Marginal distribution of the data

We can find the marginal distribution of the data $t$ by integrating over the latent variables.

\begin{align} p(t) &= \int p(t | x) p(x) dx \\ &= \int (2\pi)^{-d/2} |\sigma^2 I|^{-1/2} \exp\left( -\frac12 (t - Wx - \mu)^\top (\sigma^2 I)^{-1} (t - Wx - \mu) \right) (2\pi)^{-q/2} |I|^{-1/2} \exp\left( -\frac12 x^\top x \right) dx \\ &= (2\pi)^{-d/2} |\sigma^2 I|^{-1/2} (2\pi)^{-q/2} |I|^{-1/2} \int \exp\left( -\frac12 (t - Wx - \mu)^\top (\sigma^2 I)^{-1} (t - Wx - \mu \right) \exp\left( -\frac12 x^\top x \right) dx \\ &= \underbrace{(2\pi)^{(-d-q)/2} \frac{1}{\sigma}}_{c} \int \exp\left( -\frac12 (t - Wx - \mu)^\top (\sigma^2 I)^{-1} (t - Wx - \mu) - \frac12 x^\top x \right) dx \\ \end{align}

We can treat the expression in front of the integral as a constant $c$. Let’s pull out the expression in the exponential, and see how we can simplify it.

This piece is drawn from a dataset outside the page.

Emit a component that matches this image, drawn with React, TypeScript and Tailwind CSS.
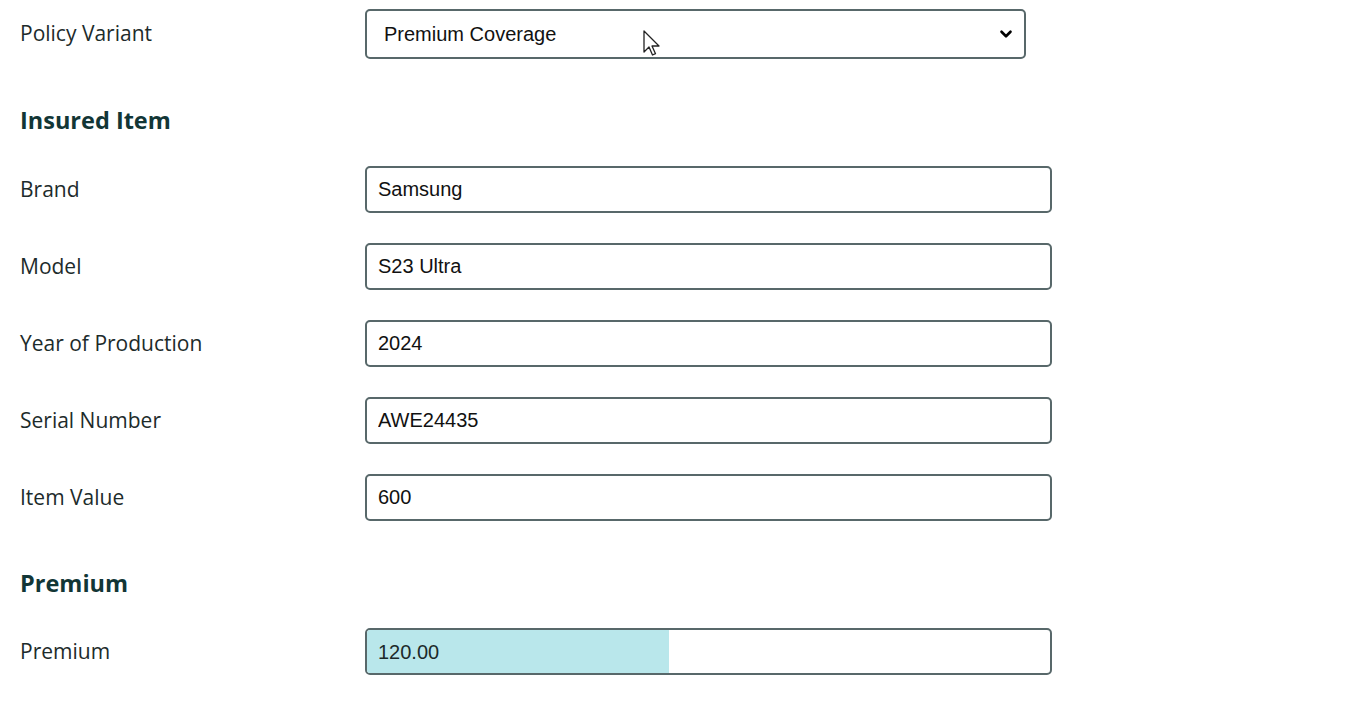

\begin{align} &-\frac12 (t - Wx - \mu)^\top (\sigma^2 I)^{-1} (t - Wx - \mu) - \frac12 x^\top x \\ =& -\frac{1}{2\sigma^2} (t^\top t - t^\top Wx - t^\top \mu - x^\top W^\top t + x^\top W^\top Wx + x^\top W^\top \mu - \mu^\top t + \mu^\top Wx + \mu^\top\mu) - \frac12 x^\top x \\ =& -\frac{1}{2\sigma^2} (\sigma^2 x^\top x + x^\top W^\top Wx - x^\top W^\top t + x^\top W^\top \mu - t^\top Wx + \mu^\top Wx + t^\top t - t^\top \mu - \mu^\top t + \mu^\top\mu)) \\ =& -\frac{1}{2\sigma^2} (x^\top (\sigma^2 I + W^\top W) x - x^\top (W^\top \mu - W^\top t) - (W^\top \mu - W^\top t)^\top x + (t - \mu)^\top (t - \mu)) \\ =& -\frac{1}{2\sigma^2} (x^\top (\sigma^2 I + W^\top W) x - 2(W^\top \mu - W^\top t)^\top x + (t - \mu)^\top (t - \mu)) \\ =& -\frac{1}{2\sigma^2} (x^\top (\sigma^2 I - W^\top W) x - 2(\mu - t)^\top Wx + (t - \mu)^\top (t - \mu)) \\ \end{align}

Now, we can complete the square to be able to factor out the $x$ terms. Recall that for a matrix $A$ and a vector $b$, we can factor expressions like this as

\[x^\top A x - 2b^\top x = (x - A^{-1} b)^\top A (x - A^{-1} b) - b^\top A^{-1} b.\]

In our case, we can take

\begin{align} A = \sigma^2 I + W^\top W \\ b = W^\top (\mu - t). \\ \end{align}

Then we have

\begin{align} &-\frac{1}{2\sigma^2} (x^\top \overbrace{(\sigma^2 I + W^\top W)}^{A} x - 2\overbrace{(\mu - t)^\top W}^{b^\top} x + (t - \mu)^\top (t - \mu)) \\ =& -\frac{1}{2\sigma^2} (x - (\sigma^2 I + W^\top W)^{-1} W^\top (\mu - t))^\top (\sigma^2 I + W^\top W) (x - (\sigma^2 I + W^\top W)^{-1} W^\top (\mu - t)) \\ &- (\mu - t)^\top W (\sigma^2 I + W^\top W)^{-1} W^\top (\mu - t) + (t - \mu)^\top (t - \mu)) \\ \end{align}

Notice that the last two terms don’t depend on $x$, so we will be able to pull them out of the integral. Then, the expression inside the integral will look like

\begin{align} \int -\frac{1}{2\sigma^2} \exp\left( (x - (\sigma^2 I + W^\top W)^{-1} (W^\top \mu - W^\top t))^\top (\sigma^2 I + W^\top W) (x - (\sigma^2 I + W^\top W)^{-1} (W^\top \mu - W^\top t)) \right) \\ \end{align}

This has the form of a Gaussian with mean $\mu_0 = (\sigma^2 I + W^\top W)^{-1} (W^\top \mu - W^\top t)$ and covariance $\Sigma_0 = (\sigma^2 I + W^\top W)^{-1}$. We will then be able to analytically solve this integral, whose result will end up being a constant (w.r.t. $t$) in our final expression.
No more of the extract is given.